_PROVIDED DATA_.

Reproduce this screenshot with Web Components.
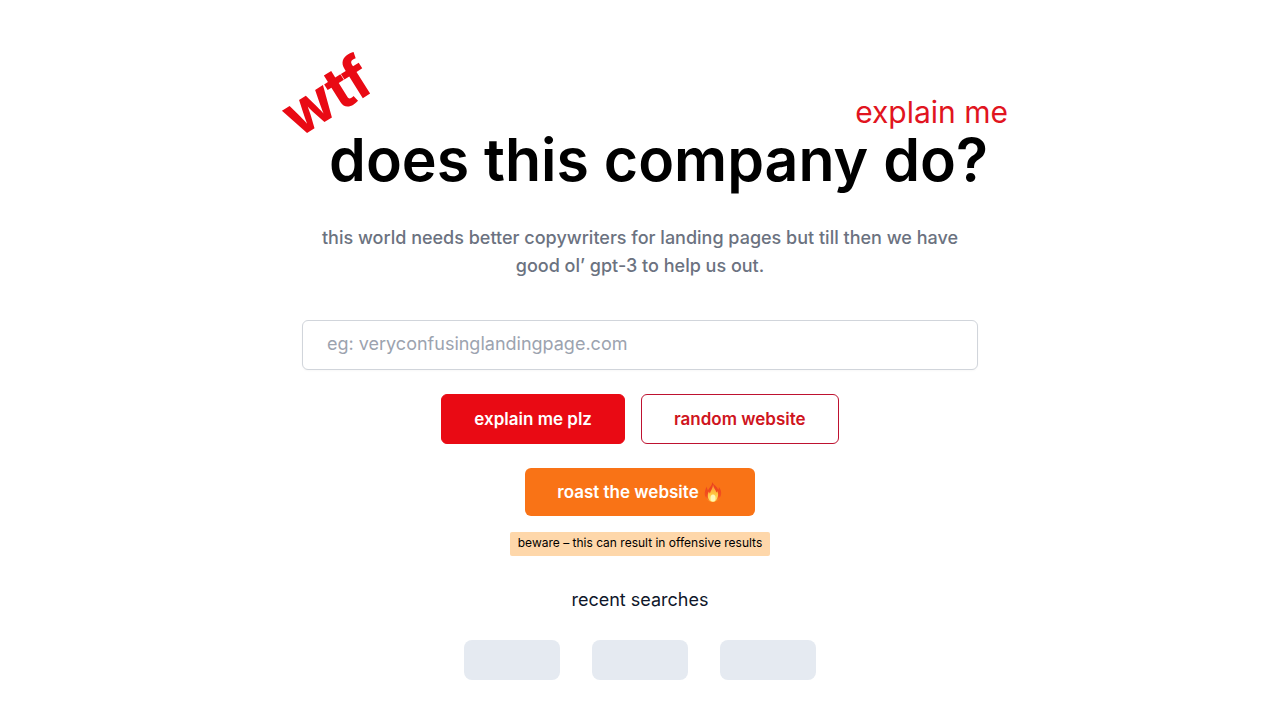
<!DOCTYPE html>
<html lang="en">
<head>
<meta charset="utf-8">
<meta name="viewport" content="width=device-width, initial-scale=1">
<title>wtf does this company do?</title>
<style>
  body { margin: 0; background: #fff; color: #0f172a; font-family: Inter, "Liberation Sans", sans-serif; }
</style>
</head>
<body>
<wtf-app></wtf-app>

<template id="app">
  <style>
    :host { display: block; padding: 56px 16px 40px; }
    main { display: flex; flex-direction: column; align-items: center; }
    .lead { margin: 32px 0 40px; max-width: 676px; text-align: center; font-size: 18px; font-weight: 500; line-height: 28px; color: #6b7280; }
    url-form { width: 100%; max-width: 676px; }
  </style>
  <main>
    <hero-title>
      <span slot="mark">wtf</span>
      <span slot="note">explain me</span>
      does this company do?
    </hero-title>
    <p class="lead">this world needs better copywriters for landing pages but till then we have good ol’ gpt-3 to help us out.</p>
    <url-form></url-form>
    <recent-searches>recent searches</recent-searches>
  </main>
</template>

<template id="hero">
  <style>
    :host { display: block; box-sizing: border-box; width: 100%; max-width: 736px; padding-left: 8px; }
    .top { display: flex; justify-content: space-between; align-items: flex-end; height: 72px; }
    .mark { color: #e90a14; font-size: 59px; font-weight: 700; line-height: 40px; transform: rotate(-32deg); margin-bottom: 12px; }
    .note { color: #e11420; font-size: 30px; line-height: 32px; }
    h1 { margin: 0; padding-right: 20px; text-align: right; color: #000; font-size: 59px; font-weight: 600; line-height: 64px; }
    @media (max-width: 720px) { h1 { font-size: 36px; line-height: 48px; padding: 0; text-align: center; } }
  </style>
  <div class="top">
    <div class="mark"><slot name="mark"></slot></div>
    <div class="note"><slot name="note"></slot></div>
  </div>
  <h1><slot></slot></h1>
</template>

<template id="form">
  <style>
    :host { display: block; }
    form { display: flex; flex-direction: column; align-items: center; gap: 24px; }
    input { box-sizing: border-box; width: 100%; height: 50px; padding: 0 24px 4px; border: 1px solid #d1d5db; border-radius: 6px; background: #fff; color: #111827; font: 400 18px/28px Inter, sans-serif; box-shadow: 0 1px 2px rgb(0 0 0 / 3%); }
    input::placeholder { color: #9ca3af; opacity: 1; }
    .row { display: flex; flex-wrap: wrap; justify-content: center; gap: 16px; }
    .roast { display: flex; flex-direction: column; align-items: center; gap: 16px; }
    small { padding: 0 8px 2px; border-radius: 2px; background: #fed7aa; color: #000; font-size: 12px; line-height: 22px; }
  </style>
  <form>
    <input type="url" name="url" aria-label="Website address" placeholder="eg: veryconfusinglandingpage.com">
    <div class="row">
      <action-button>explain me plz</action-button>
      <action-button kind="outline">random website</action-button>
    </div>
    <div class="roast">
      <action-button kind="roast">roast the website <fire-icon></fire-icon></action-button>
      <small>beware – this can result in offensive results</small>
    </div>
  </form>
</template>

<template id="button">
  <style>
    :host { display: block; }
    button { display: flex; align-items: center; gap: 4px; box-sizing: border-box; height: 50px; padding: 0 32px; border: 1px solid #e90a14; border-radius: 6px; background: #e90a14; color: #fff; font: 600 17px/24px Inter, sans-serif; cursor: pointer; }
    :host([kind="outline"]) button { background: #fff; border-color: #be1230; color: #cf1420; }
    :host([kind="roast"]) button { height: 48px; border: 0; background: #f97316; }
  </style>
  <button type="button"><slot></slot></button>
</template>

<template id="fire">
  <style>:host { display: block; } svg { display: block; }</style>
  <svg width="20" height="20" viewBox="0 0 20 20" aria-hidden="true">
    <defs>
      <linearGradient id="o" x1="0" y1="0" x2="0" y2="1"><stop offset="0" stop-color="#e8401f"/><stop offset=".7" stop-color="#f4511e"/><stop offset="1" stop-color="#ff9d2a"/></linearGradient>
      <linearGradient id="i" x1="0" y1="0" x2="0" y2="1"><stop offset="0" stop-color="#ff8f2e"/><stop offset=".5" stop-color="#ffc23e"/><stop offset="1" stop-color="#ffe873"/></linearGradient>
    </defs>
    <path fill="url(#o)" d="M9 0c1.500 3 5.300 4.500 6.200 7.800.6-.7.8-1.700.7-2.800 1.700 2 2.700 4.800 2.200 7.600C17.400 17 14 20 10 20s-7.600-2.800-8.200-7C1.400 10 2.500 7.400 3.600 4.600c0 1.300.7 2.300 1.400 4C6 5.300 9.600 3.800 9 0z"/>
    <path fill="url(#i)" d="M10 2.500c.3 3.500 2.800 5 3.300 8 .5-.4.7-1 .8-1.600 1 1.600 1.300 3.500.8 5.300-.7 3.400-2.500 5.600-5 5.600s-4.600-2-5-5c-.3-2 .2-3.800 1.100-5.200.1.800.4 1.500.9 2 .6-3 3-5 3.100-9.100z"/>
    <ellipse cx="10" cy="16" rx="2.500" ry="3.500" fill="#fff6b8"/>
  </svg>
</template>

<template id="recent">
  <style>
    :host { display: block; margin-top: 30px; text-align: center; }
    h2 { margin: 0 0 26px; font-size: 18px; font-weight: 400; line-height: 28px; }
    .list { display: flex; justify-content: center; gap: 32px; }
    .item { width: 96px; height: 40px; border-radius: 8px; background: #e5eaf1; }
  </style>
  <h2><slot></slot></h2>
  <div class="list" aria-busy="true"><div class="item"></div><div class="item"></div><div class="item"></div></div>
</template>

<script>
  const define = (name, id) => customElements.define(name, class extends HTMLElement {
    constructor() {
      super();
      this.attachShadow({ mode: 'open' }).append(document.getElementById(id).content.cloneNode(true));
    }
  });
  define('fire-icon', 'fire');
  define('action-button', 'button');
  define('hero-title', 'hero');
  define('url-form', 'form');
  define('recent-searches', 'recent');
  define('wtf-app', 'app');
</script>
</body>
</html>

_WHAT IS ASKED_. Omit any images, then output the listing exactly.

_EXPECTED ANSWER_.
Reproduce this screenshot with Web Components.
<!DOCTYPE html>
<html lang="en">
<head>
<meta charset="utf-8">
<meta name="viewport" content="width=device-width, initial-scale=1">
<title>wtf does this company do?</title>
<style>
  body { margin: 0; background: #fff; color: #0f172a; font-family: Inter, "Liberation Sans", sans-serif; }
</style>
</head>
<body>
<wtf-app></wtf-app>

<template id="app">
  <style>
    :host { display: block; padding: 56px 16px 40px; }
    main { display: flex; flex-direction: column; align-items: center; }
    .lead { margin: 32px 0 40px; max-width: 676px; text-align: center; font-size: 18px; font-weight: 500; line-height: 28px; color: #6b7280; }
    url-form { width: 100%; max-width: 676px; }
  </style>
  <main>
    <hero-title>
      <span slot="mark">wtf</span>
      <span slot="note">explain me</span>
      does this company do?
    </hero-title>
    <p class="lead">this world needs better copywriters for landing pages but till then we have good ol’ gpt-3 to help us out.</p>
    <url-form></url-form>
    <recent-searches>recent searches</recent-searches>
  </main>
</template>

<template id="hero">
  <style>
    :host { display: block; box-sizing: border-box; width: 100%; max-width: 736px; padding-left: 8px; }
    .top { display: flex; justify-content: space-between; align-items: flex-end; height: 72px; }
    .mark { color: #e90a14; font-size: 59px; font-weight: 700; line-height: 40px; transform: rotate(-32deg); margin-bottom: 12px; }
    .note { color: #e11420; font-size: 30px; line-height: 32px; }
    h1 { margin: 0; padding-right: 20px; text-align: right; color: #000; font-size: 59px; font-weight: 600; line-height: 64px; }
    @media (max-width: 720px) { h1 { font-size: 36px; line-height: 48px; padding: 0; text-align: center; } }
  </style>
  <div class="top">
    <div class="mark"><slot name="mark"></slot></div>
    <div class="note"><slot name="note"></slot></div>
  </div>
  <h1><slot></slot></h1>
</template>

<template id="form">
  <style>
    :host { display: block; }
    form { display: flex; flex-direction: column; align-items: center; gap: 24px; }
    input { box-sizing: border-box; width: 100%; height: 50px; padding: 0 24px 4px; border: 1px solid #d1d5db; border-radius: 6px; background: #fff; color: #111827; font: 400 18px/28px Inter, sans-serif; box-shadow: 0 1px 2px rgb(0 0 0 / 3%); }
    input::placeholder { color: #9ca3af; opacity: 1; }
    .row { display: flex; flex-wrap: wrap; justify-content: center; gap: 16px; }
    .roast { display: flex; flex-direction: column; align-items: center; gap: 16px; }
    small { padding: 0 8px 2px; border-radius: 2px; background: #fed7aa; color: #000; font-size: 12px; line-height: 22px; }
  </style>
  <form>
    <input type="url" name="url" aria-label="Website address" placeholder="eg: veryconfusinglandingpage.com">
    <div class="row">
      <action-button>explain me plz</action-button>
      <action-button kind="outline">random website</action-button>
    </div>
    <div class="roast">
      <action-button kind="roast">roast the website <fire-icon></fire-icon></action-button>
      <small>beware – this can result in offensive results</small>
    </div>
  </form>
</template>

<template id="button">
  <style>
    :host { display: block; }
    button { display: flex; align-items: center; gap: 4px; box-sizing: border-box; height: 50px; padding: 0 32px; border: 1px solid #e90a14; border-radius: 6px; background: #e90a14; color: #fff; font: 600 17px/24px Inter, sans-serif; cursor: pointer; }
    :host([kind="outline"]) button { background: #fff; border-color: #be1230; color: #cf1420; }
    :host([kind="roast"]) button { height: 48px; border: 0; background: #f97316; }
  </style>
  <button type="button"><slot></slot></button>
</template>

<template id="fire">
  <style>:host { display: block; } svg { display: block; }</style>
  <svg width="20" height="20" viewBox="0 0 20 20" aria-hidden="true">
    <defs>
      <linearGradient id="o" x1="0" y1="0" x2="0" y2="1"><stop offset="0" stop-color="#e8401f"/><stop offset=".7" stop-color="#f4511e"/><stop offset="1" stop-color="#ff9d2a"/></linearGradient>
      <linearGradient id="i" x1="0" y1="0" x2="0" y2="1"><stop offset="0" stop-color="#ff8f2e"/><stop offset=".5" stop-color="#ffc23e"/><stop offset="1" stop-color="#ffe873"/></linearGradient>
    </defs>
    <path fill="url(#o)" d="M9 0c1.500 3 5.300 4.500 6.200 7.800.6-.7.8-1.700.7-2.800 1.700 2 2.700 4.800 2.200 7.600C17.400 17 14 20 10 20s-7.600-2.800-8.200-7C1.400 10 2.500 7.400 3.600 4.600c0 1.300.7 2.300 1.400 4C6 5.300 9.600 3.800 9 0z"/>
    <path fill="url(#i)" d="M10 2.500c.3 3.500 2.800 5 3.300 8 .5-.4.7-1 .8-1.600 1 1.600 1.300 3.500.8 5.300-.7 3.400-2.500 5.600-5 5.600s-4.600-2-5-5c-.3-2 .2-3.800 1.100-5.200.1.800.4 1.500.9 2 .6-3 3-5 3.100-9.100z"/>
    <ellipse cx="10" cy="16" rx="2.500" ry="3.500" fill="#fff6b8"/>
  </svg>
</template>

<template id="recent">
  <style>
    :host { display: block; margin-top: 30px; text-align: center; }
    h2 { margin: 0 0 26px; font-size: 18px; font-weight: 400; line-height: 28px; }
    .list { display: flex; justify-content: center; gap: 32px; }
    .item { width: 96px; height: 40px; border-radius: 8px; background: #e5eaf1; }
  </style>
  <h2><slot></slot></h2>
  <div class="list" aria-busy="true"><div class="item"></div><div class="item"></div><div class="item"></div></div>
</template>

<script>
  const define = (name, id) => customElements.define(name, class extends HTMLElement {
    constructor() {
      super();
      this.attachShadow({ mode: 'open' }).append(document.getElementById(id).content.cloneNode(true));
    }
  });
  define('fire-icon', 'fire');
  define('action-button', 'button');
  define('hero-title', 'hero');
  define('url-form', 'form');
  define('recent-searches', 'recent');
  define('wtf-app', 'app');
</script>
</body>
</html>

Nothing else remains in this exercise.